I don't understand why this happens.
Is there any difference in quality of sound between 440hz and 44540hz?
Can some one please explain this to me?
I'm still learning this, but here's what I know...
Beyond Nyquist, strange stuff happens.
Nyquist frequency is 1/2 of the sample rate. In theory, you can't do ANYTHING in the digital realm above Nyquist, because it is the maximum frequency you can reproduce at a given sample rate, i.e., when each sample is +1,-1,+1,-1..., it takes 44.1K samples to represent a 22.05K frequency.
Also consider the possibility of a 22.05K frequency, where the sample just happens to land on every 0 crossing. In this case, the sound is perfectly 'invisible' to the digital realm. And in truth, you are just as likely to experience this as you are to get a perfect +1,-1,+1,-1... series. Thus, very strange things happen even as you approach Nyquist. So a 44.1K sampling rate is actually fairly useless at representing signals above 20K. Fortunately, 20K is beyond the range we can hear.
So what happens when you try to represent a high frequency signal that CANNOT be represented digitally because there aren't enough "plotting points"? Harmonics at best, noise at worst.
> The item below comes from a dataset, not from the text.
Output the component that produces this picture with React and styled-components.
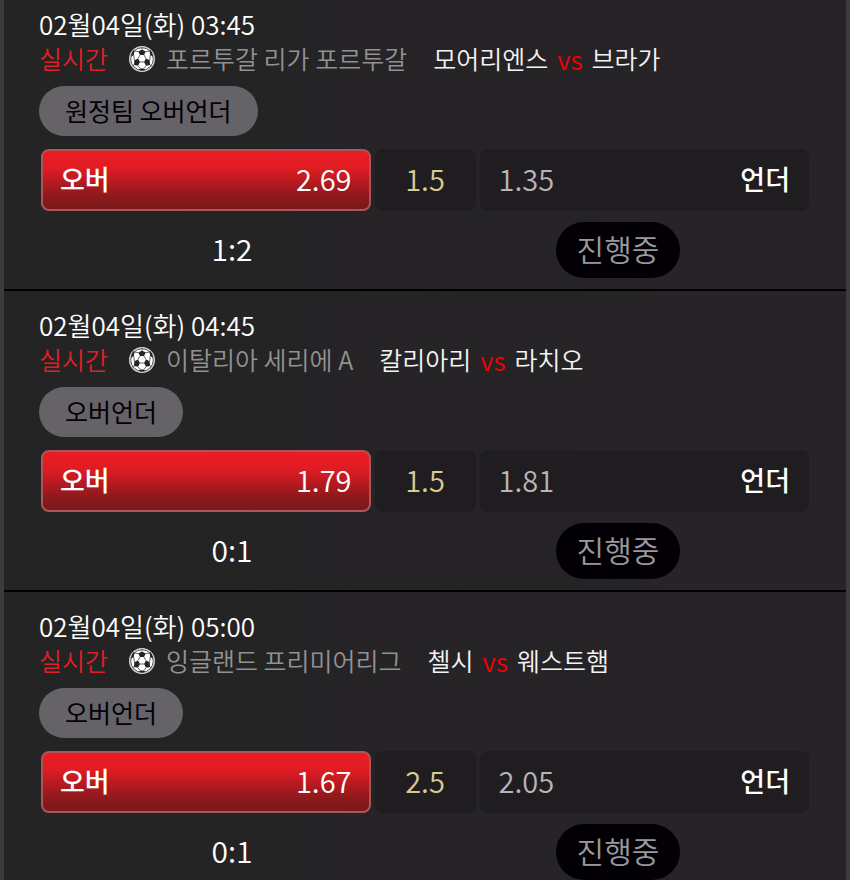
import React, { useState } from 'react';
import styled, { createGlobalStyle, css } from 'styled-components';

const GlobalStyle = createGlobalStyle`
  * {
    box-sizing: border-box;
  }
  body {
    margin: 0;
    background: #252426;
    font-family: 'Noto Sans CJK KR', 'Noto Sans', sans-serif;
    font-weight: 350;
  }
`;

const MatchList = styled.ul`
  margin: 0;
  padding: 0;
  list-style: none;
  border: solid #3b3b3c;
  border-width: 0 4px;
  background: linear-gradient(to right, #242424 20%, #272328 80%);
`;

const Match = styled.li`
  padding: 19px 35px 11px;
  border-bottom: 2px solid #000;
  &:first-child {
    padding-top: 9px;
  }
  &:last-child {
    padding-bottom: 0;
    border-bottom: 0;
  }
`;

const Kickoff = styled.time`
  display: block;
  margin-bottom: 3px;
  font-size: 26px;
  line-height: 30px;
  color: #fff;
`;

const Info = styled.div`
  display: flex;
  align-items: center;
  font-size: 25px;
  line-height: 33px;
  white-space: nowrap;
`;

const Live = styled.span`
  margin-right: 20px;
  color: #dd2027;
`;

const League = styled.span`
  margin: 0 26px 0 10px;
  color: #929292;
`;

const Teams = styled.span`
  display: flex;
  gap: 9px;
  color: #f4f4f4;
`;

const Versus = styled.span`
  font-size: 26px;
  color: #f40000;
`;

const Market = styled.div`
  display: flex;
  width: fit-content;
  height: 50px;
  margin-top: 11px;
  padding: 0 26px 3px;
  align-items: center;
  border-radius: 25px;
  background: #656367;
  color: #040008;
  font-size: 25px;
  font-weight: 400;
`;

const OddsRow = styled.div`
  display: grid;
  grid-template-columns: 1fr 101px 1fr;
  gap: 4px;
  margin-top: 13px;
  padding: 0 2px;
`;

const cell = css`
  display: flex;
  height: 62px;
  align-items: center;
  border: 2px solid transparent;
  border-radius: 8px;
  background: #1f1d20;
  font-family: inherit;
  font-size: 29px;
  font-weight: 350;
`;

const Pick = styled.button`
  ${cell};
  justify-content: space-between;
  padding: 0 17px 4px;
  color: #b7b4ba;
  cursor: pointer;
  ${props =>
    props.$selected &&
    css`
      border-color: #a9555a;
      background: linear-gradient(#ed1c24, #e01c23 30%, #8f191d 75%, #74191b) border-box;
      color: #fff;
    `}
`;

const PickName = styled.span`
  font-size: 27px;
  font-weight: 500;
  color: #fff;
`;

const Line = styled.div`
  ${cell};
  justify-content: center;
  padding-bottom: 4px;
  color: #d8ca92;
`;

const Footer = styled.div`
  display: grid;
  grid-template-columns: 1fr 1fr;
  justify-items: center;
  align-items: center;
  margin-top: 11px;
`;

const Score = styled.span`
  padding-bottom: 4px;
  font-size: 30px;
  line-height: 52px;
  color: #fff;
`;

const Status = styled.span`
  padding: 0 21px 4px;
  border-radius: 28px;
  background: #020004;
  color: #9a989c;
  font-size: 30px;
  line-height: 52px;
`;

const SoccerBall = () => (
  <svg width="28" height="28" viewBox="0 0 28 28" aria-hidden="true">
    <circle cx="14" cy="14" r="12.4" fill="#fff" stroke="#cfcfcf" strokeWidth="1.2" />
    <circle cx="14" cy="14" r="11.3" fill="#fff" stroke="#242424" strokeWidth="0.8" />
    <g fill="#242424">
      <path d="m12 10-1.8-3.4L14 4.4l3.8 2.2L16 10z" />
      <path d="m10 13.5 2 3.5-2 3.8-4-.9.3-4.6z" />
      <path d="m18 13.5-2 3.5 2 3.8 4-.9-.3-4.6z" />
      <path d="M3 11.8 5.8 10l.7-3.9-1-1.1Q3.2 7.6 3 11.8z" />
      <path d="M25 11.8 22.2 10l-.7-3.9 1-1.1q2.3 2.6 2.5 6.8z" />
      <path d="m11 24.9 1-1.4h4l1 1.4q-3 1-6 0z" />
    </g>
    <g fill="none" stroke="#242424" strokeWidth="0.7">
      <path d="m12 10-2 3.5M16 10l2 3.5M12 17h4" />
      <path d="M10.2 6.6 6.5 6.1M17.8 6.6l3.7-.5M14 4.4V2.8" />
      <path d="M5.8 10l.5 5.3M22.2 10l-.5 5.3M10 20.8l2 2.7M18 20.8l-2 2.7" />
      <path d="m6 19.9-1.5 1M22 19.9l1.5 1" />
    </g>
  </svg>
);

const matches = [
  {
    id: 1,
    time: '03:45',
    league: '포르투갈 리가 포르투갈',
    home: '모어리엔스',
    away: '브라가',
    market: '원정팀 오버언더',
    over: '2.69',
    line: '1.5',
    under: '1.35',
    score: '1:2',
  },
  {
    id: 2,
    time: '04:45',
    league: '이탈리아 세리에 A',
    home: '칼리아리',
    away: '라치오',
    market: '오버언더',
    over: '1.79',
    line: '1.5',
    under: '1.81',
    score: '0:1',
  },
  {
    id: 3,
    time: '05:00',
    league: '잉글랜드 프리미어리그',
    home: '첼시',
    away: '웨스트햄',
    market: '오버언더',
    over: '1.67',
    line: '2.5',
    under: '2.05',
    score: '0:1',
  },
];

const MatchItem = ({ match }) => {
  const [pick, setPick] = useState('over');

  return (
    <Match>
      <Kickoff>02월04일(화) {match.time}</Kickoff>
      <Info>
        <Live>실시간</Live>
        <SoccerBall />
        <League>{match.league}</League>
        <Teams>
          <span>{match.home}</span>
          <Versus>vs</Versus>
          <span>{match.away}</span>
        </Teams>
      </Info>
      <Market>{match.market}</Market>
      <OddsRow>
        <Pick type="button" $selected={pick === 'over'} onClick={() => setPick('over')}>
          <PickName>오버</PickName>
          <span>{match.over}</span>
        </Pick>
        <Line>{match.line}</Line>
        <Pick type="button" $selected={pick === 'under'} onClick={() => setPick('under')}>
          <span>{match.under}</span>
          <PickName>언더</PickName>
        </Pick>
      </OddsRow>
      <Footer>
        <Score>{match.score}</Score>
        <Status>진행중</Status>
      </Footer>
    </Match>
  );
};

export default function App() {
  return (
    <>
      <GlobalStyle />
      <MatchList>
        {matches.map(match => (
          <MatchItem key={match.id} match={match} />
        ))}
      </MatchList>
    </>
  );
}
As to how this can make 1K look like 44101K, take a peek at the first chart under "Sampling Sinusoidal Functions" at the following link (two different sinusoids that fit the same set of samples):
yep, to further embellish: always picture frequencies as a circle when dealing with discrete time values. This is what's called the z plane. let's say you are trying to get a cosine wave at 440 hz. In order to get a sine wave you go around a circle (not the z plane) and increment the angle every sample. You go around this circle 440 times every second, and take the cosine value of whatever point you are at every sample. so if we were to visualize this frequency on the "z plane" we may as well visualize it as the angle that is incremented every sample (well I like to visualize it like this anyway). at a sampling rate of 44100 hz this would be incrementing the angle 440 / 44100 times the total amount of the circle at every sample
so what happens when we go up to the nyquist frequency? as shawnb mentioned, since nyquist is half the sampling rate, at every sample the phase of our angle that we're using to get the cosine value is incremented exactly half a rotation (pi radians) and so we get the series that shawnb mentioned. (because cosine of 0 radians is 1, cosine of pi radians is negative 1)
ok, so now going past nyquist: we are now incrementing more than pi radians every sample, lets call the angle theta, and taking the cosine of this value. this is exactly the same thing as incrementing by negative theta (the angle that we get when we reflect theta over the x axis) and taking the cosine value, and that is why you cannot accurately get frequencies above nyquist. the same thing happens with sine waves and the y axis. (also sine waves are just cosine waves with shifted phase)
now taking this past the sample rate: we want to increment the angle so that it goes around the circle 44101 times every second in your example. so every sample we increment the angle by 44101/44100 of the total circle. well, because it is on a circle this is the same angle we would get if we incremented the angle by 1/44100 of the total circle every sample. thus we visualize the frequency the same way on the "z plane"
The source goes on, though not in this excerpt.